- _Exercise description_
Write the data out again exactly, with no pictures.

** begin Given data **

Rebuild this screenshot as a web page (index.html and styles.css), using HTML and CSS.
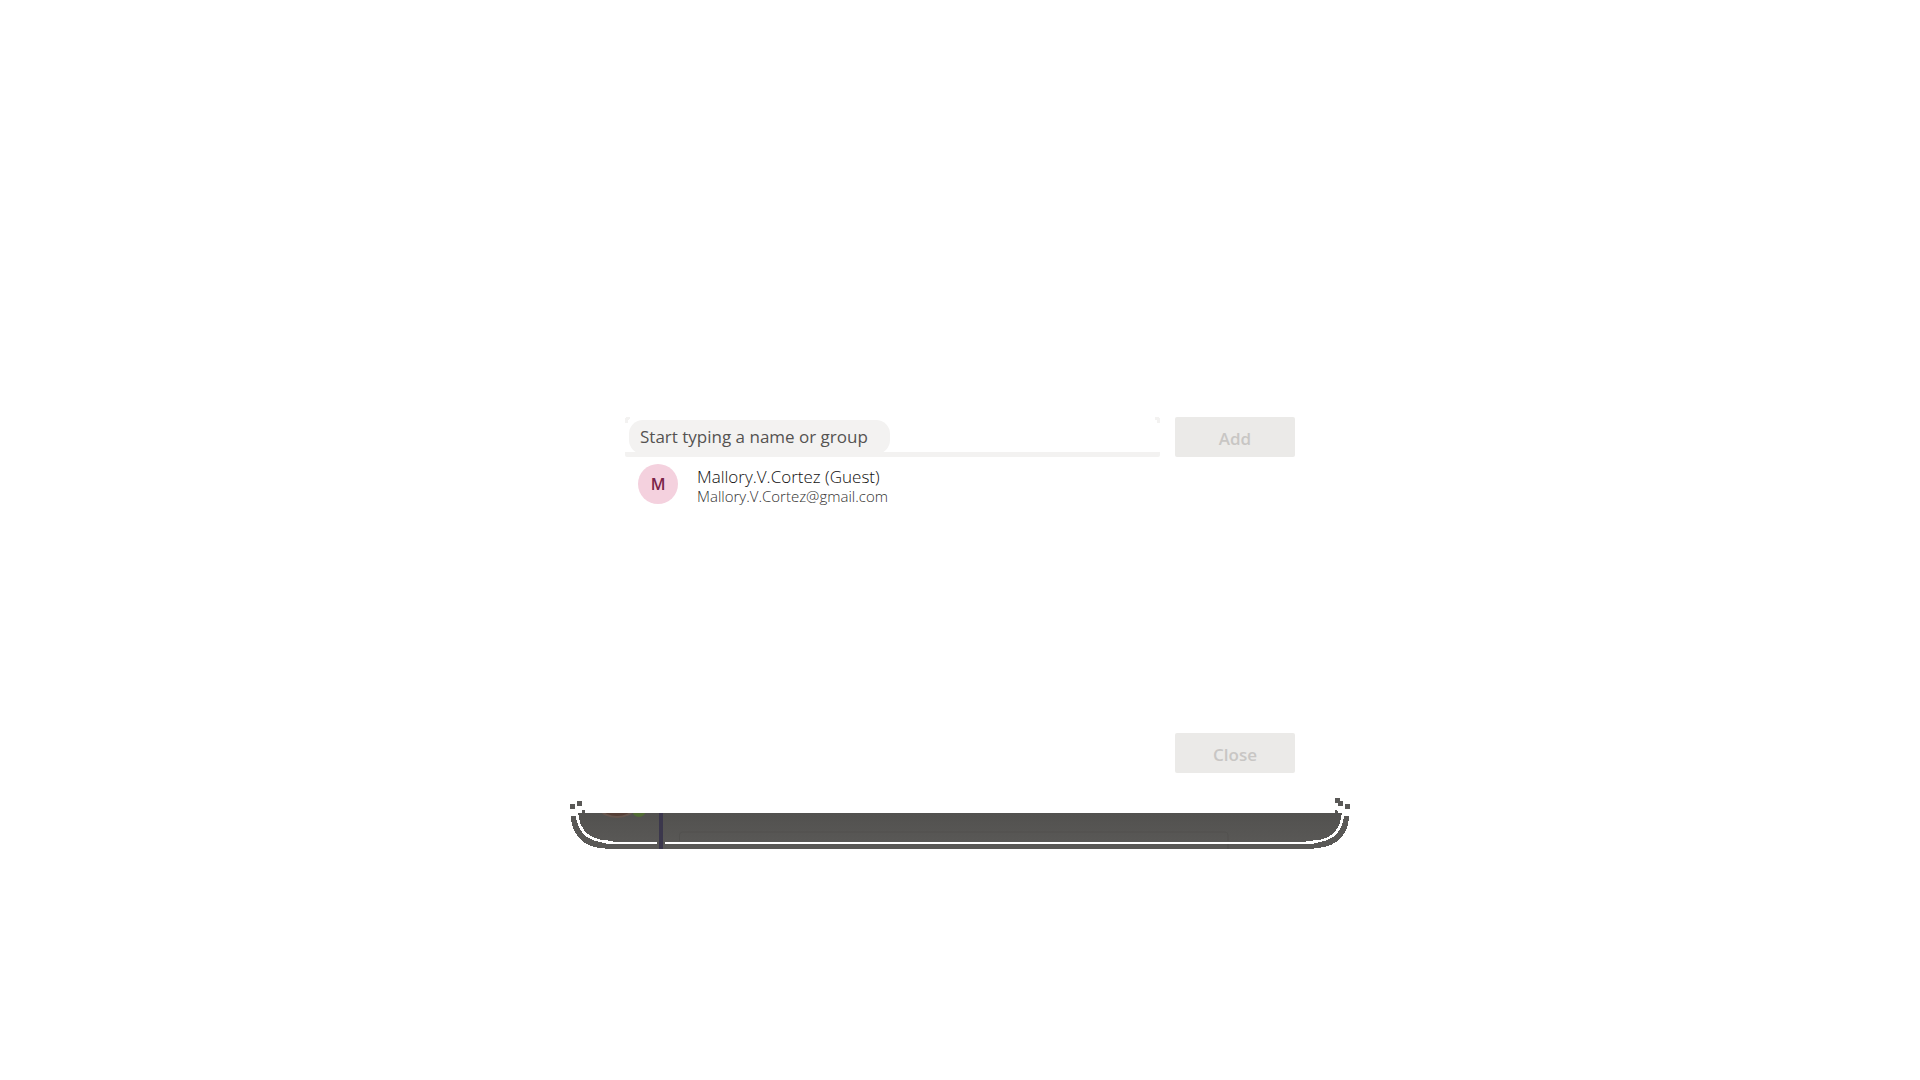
FILE: index.html
```html
<!DOCTYPE html>
<html lang="en">
<head>
<meta charset="utf-8">
<title>Add members</title>
<link rel="stylesheet" href="styles.css">
</head>
<body>
<main class="dialog">
  <div class="content">
    <form class="add-row">
      <div class="field">
        <svg class="corner" viewBox="0 0 5 6" aria-hidden="true"><path d="M1 0h4v2H4v1H3v3H0V1h1z" fill="#f3f2f1"/></svg>
        <input class="field-input" type="text" placeholder="Start typing a name or group" aria-label="Name or group">
        <svg class="corner" viewBox="0 0 5 6" aria-hidden="true"><path d="M0 0h4v1h1v5H2V3H0z" fill="#f3f2f1"/></svg>
      </div>
      <button class="btn" type="button" disabled>Add</button>
    </form>
    <ul class="members">
      <li class="member">
        <span class="avatar">M</span>
        <div class="person">
          <div class="name">Mallory.V.Cortez (Guest)</div>
          <div class="email">Mallory.V.Cortez@gmail.com</div>
        </div>
      </li>
    </ul>
    <div class="footer"><button class="btn" type="button" disabled>Close</button></div>
  </div>
  <svg class="edge" viewBox="0 0 780 51" aria-hidden="true">
    <defs>
      <linearGradient id="shade" x1="0" y1="0" x2="0" y2="1"><stop offset="0" stop-color="#52514f"/><stop offset="1" stop-color="#595856"/></linearGradient>
      <clipPath id="band"><path d="M0 15H780V51H0z"/></clipPath>
    </defs>
    <g shape-rendering="crispEdges">
      <g fill="#595856">
        <path d="M0 6h5v5H0zM7 3h5v5H7zM12 12h3v3h-3zM765 0h5v5h-5zM768 3h5v5h-5zM775 6h5v5h-5zM765 12h2v1h1v2h-3z"/>
        <path d="M1 18H6C7 32 16 42 30 44Q36 46 43 46H737Q744 46 750 44C764 42 773 32 774 18H779C779 36 766 49 748 50L740 51H40L30 50C14 49 1 36 1 18Z"/>
      </g>
      <path d="M8 15H772C771 31 762 40 750 42L736 43V44H43V43L32 42C18 40 9 31 8 15Z" fill="url(#shade)"/>
      <path d="M87 43h8v4h-8z" fill="#595856"/>
      <path d="M89 15h4v36h-4z" fill="#3b374c"/>
    </g>
    <g clip-path="url(#band)">
      <ellipse cx="47" cy="11" rx="17" ry="9" fill="#66564e"/>
      <ellipse cx="47" cy="11" rx="14" ry="7" fill="#553f36"/>
      <ellipse cx="69" cy="12" rx="7" ry="7" fill="#526c35"/>
    </g>
    <path d="M109.500 43V37q0-3 3-3H655q3 0 3 3v6M658 46v5" fill="none" stroke="#52514f"/>
  </svg>
</main>
</body>
</html>
```
FILE: styles.css
```css
* { box-sizing: border-box; }
body {
  margin: 0;
  min-height: 100vh;
  background: #fff;
  color: #252423;
  font-family: "Segoe UI", "Open Sans", "Noto Sans", sans-serif;
}
.dialog {
  max-width: 780px;
  margin: 0 auto;
  padding-top: 417px;
}
.content { padding: 0 55px 25px; }
.add-row { display: flex; gap: 15px; }
.field {
  flex: 1;
  display: flex;
  height: 40px;
  border-bottom: 5px solid #f3f2f1;
  border-radius: 0 0 2px 2px;
}
.corner { width: 5px; height: 6px; flex: none; }
.field-input {
  width: 261px;
  height: 34px;
  margin: 3px auto 0 -1px;
  padding: 0 11px 2px;
  border: 0;
  border-radius: 14px;
  background: #f3f2f1;
  font: 17px/24px "Segoe UI", "Open Sans", "Noto Sans", sans-serif;
}
.field-input::placeholder { color: #555351; opacity: 1; }
.btn {
  width: 120px;
  height: 40px;
  padding: 4px 0 0;
  border: 0;
  border-radius: 2px;
  background: #ebeae8;
  color: #c8c6c4;
  font: 600 17px/24px "Segoe UI", "Open Sans", "Noto Sans", sans-serif;
}
.members {
  min-height: 269px;
  margin: 7px 0 0;
  padding: 0 13px;
  list-style: none;
}
.member { display: flex; align-items: flex-start; gap: 19px; }
.avatar {
  width: 40px;
  height: 40px;
  border-radius: 50%;
  background: #f4d1de;
  color: #7a2448;
  font-size: 16px;
  font-weight: 600;
  line-height: 40px;
  text-align: center;
}
.person { padding-top: 3px; font-weight: 300; }
.name { color: #11100f; font-size: 17px; line-height: 20px; }
.email { color: #323130; font-size: 15px; line-height: 18px; }
.footer { display: flex; justify-content: flex-end; }
.edge { display: block; width: 100%; }
```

** end Given data **

- _Expected answer_
Rebuild this screenshot as a web page (index.html and styles.css), using HTML and CSS.
FILE: index.html
```html
<!DOCTYPE html>
<html lang="en">
<head>
<meta charset="utf-8">
<title>Add members</title>
<link rel="stylesheet" href="styles.css">
</head>
<body>
<main class="dialog">
  <div class="content">
    <form class="add-row">
      <div class="field">
        <svg class="corner" viewBox="0 0 5 6" aria-hidden="true"><path d="M1 0h4v2H4v1H3v3H0V1h1z" fill="#f3f2f1"/></svg>
        <input class="field-input" type="text" placeholder="Start typing a name or group" aria-label="Name or group">
        <svg class="corner" viewBox="0 0 5 6" aria-hidden="true"><path d="M0 0h4v1h1v5H2V3H0z" fill="#f3f2f1"/></svg>
      </div>
      <button class="btn" type="button" disabled>Add</button>
    </form>
    <ul class="members">
      <li class="member">
        <span class="avatar">M</span>
        <div class="person">
          <div class="name">Mallory.V.Cortez (Guest)</div>
          <div class="email">Mallory.V.Cortez@gmail.com</div>
        </div>
      </li>
    </ul>
    <div class="footer"><button class="btn" type="button" disabled>Close</button></div>
  </div>
  <svg class="edge" viewBox="0 0 780 51" aria-hidden="true">
    <defs>
      <linearGradient id="shade" x1="0" y1="0" x2="0" y2="1"><stop offset="0" stop-color="#52514f"/><stop offset="1" stop-color="#595856"/></linearGradient>
      <clipPath id="band"><path d="M0 15H780V51H0z"/></clipPath>
    </defs>
    <g shape-rendering="crispEdges">
      <g fill="#595856">
        <path d="M0 6h5v5H0zM7 3h5v5H7zM12 12h3v3h-3zM765 0h5v5h-5zM768 3h5v5h-5zM775 6h5v5h-5zM765 12h2v1h1v2h-3z"/>
        <path d="M1 18H6C7 32 16 42 30 44Q36 46 43 46H737Q744 46 750 44C764 42 773 32 774 18H779C779 36 766 49 748 50L740 51H40L30 50C14 49 1 36 1 18Z"/>
      </g>
      <path d="M8 15H772C771 31 762 40 750 42L736 43V44H43V43L32 42C18 40 9 31 8 15Z" fill="url(#shade)"/>
      <path d="M87 43h8v4h-8z" fill="#595856"/>
      <path d="M89 15h4v36h-4z" fill="#3b374c"/>
    </g>
    <g clip-path="url(#band)">
      <ellipse cx="47" cy="11" rx="17" ry="9" fill="#66564e"/>
      <ellipse cx="47" cy="11" rx="14" ry="7" fill="#553f36"/>
      <ellipse cx="69" cy="12" rx="7" ry="7" fill="#526c35"/>
    </g>
    <path d="M109.500 43V37q0-3 3-3H655q3 0 3 3v6M658 46v5" fill="none" stroke="#52514f"/>
  </svg>
</main>
</body>
</html>
```
FILE: styles.css
```css
* { box-sizing: border-box; }
body {
  margin: 0;
  min-height: 100vh;
  background: #fff;
  color: #252423;
  font-family: "Segoe UI", "Open Sans", "Noto Sans", sans-serif;
}
.dialog {
  max-width: 780px;
  margin: 0 auto;
  padding-top: 417px;
}
.content { padding: 0 55px 25px; }
.add-row { display: flex; gap: 15px; }
.field {
  flex: 1;
  display: flex;
  height: 40px;
  border-bottom: 5px solid #f3f2f1;
  border-radius: 0 0 2px 2px;
}
.corner { width: 5px; height: 6px; flex: none; }
.field-input {
  width: 261px;
  height: 34px;
  margin: 3px auto 0 -1px;
  padding: 0 11px 2px;
  border: 0;
  border-radius: 14px;
  background: #f3f2f1;
  font: 17px/24px "Segoe UI", "Open Sans", "Noto Sans", sans-serif;
}
.field-input::placeholder { color: #555351; opacity: 1; }
.btn {
  width: 120px;
  height: 40px;
  padding: 4px 0 0;
  border: 0;
  border-radius: 2px;
  background: #ebeae8;
  color: #c8c6c4;
  font: 600 17px/24px "Segoe UI", "Open Sans", "Noto Sans", sans-serif;
}
.members {
  min-height: 269px;
  margin: 7px 0 0;
  padding: 0 13px;
  list-style: none;
}
.member { display: flex; align-items: flex-start; gap: 19px; }
.avatar {
  width: 40px;
  height: 40px;
  border-radius: 50%;
  background: #f4d1de;
  color: #7a2448;
  font-size: 16px;
  font-weight: 600;
  line-height: 40px;
  text-align: center;
}
.person { padding-top: 3px; font-weight: 300; }
.name { color: #11100f; font-size: 17px; line-height: 20px; }
.email { color: #323130; font-size: 15px; line-height: 18px; }
.footer { display: flex; justify-content: flex-end; }
.edge { display: block; width: 100%; }
```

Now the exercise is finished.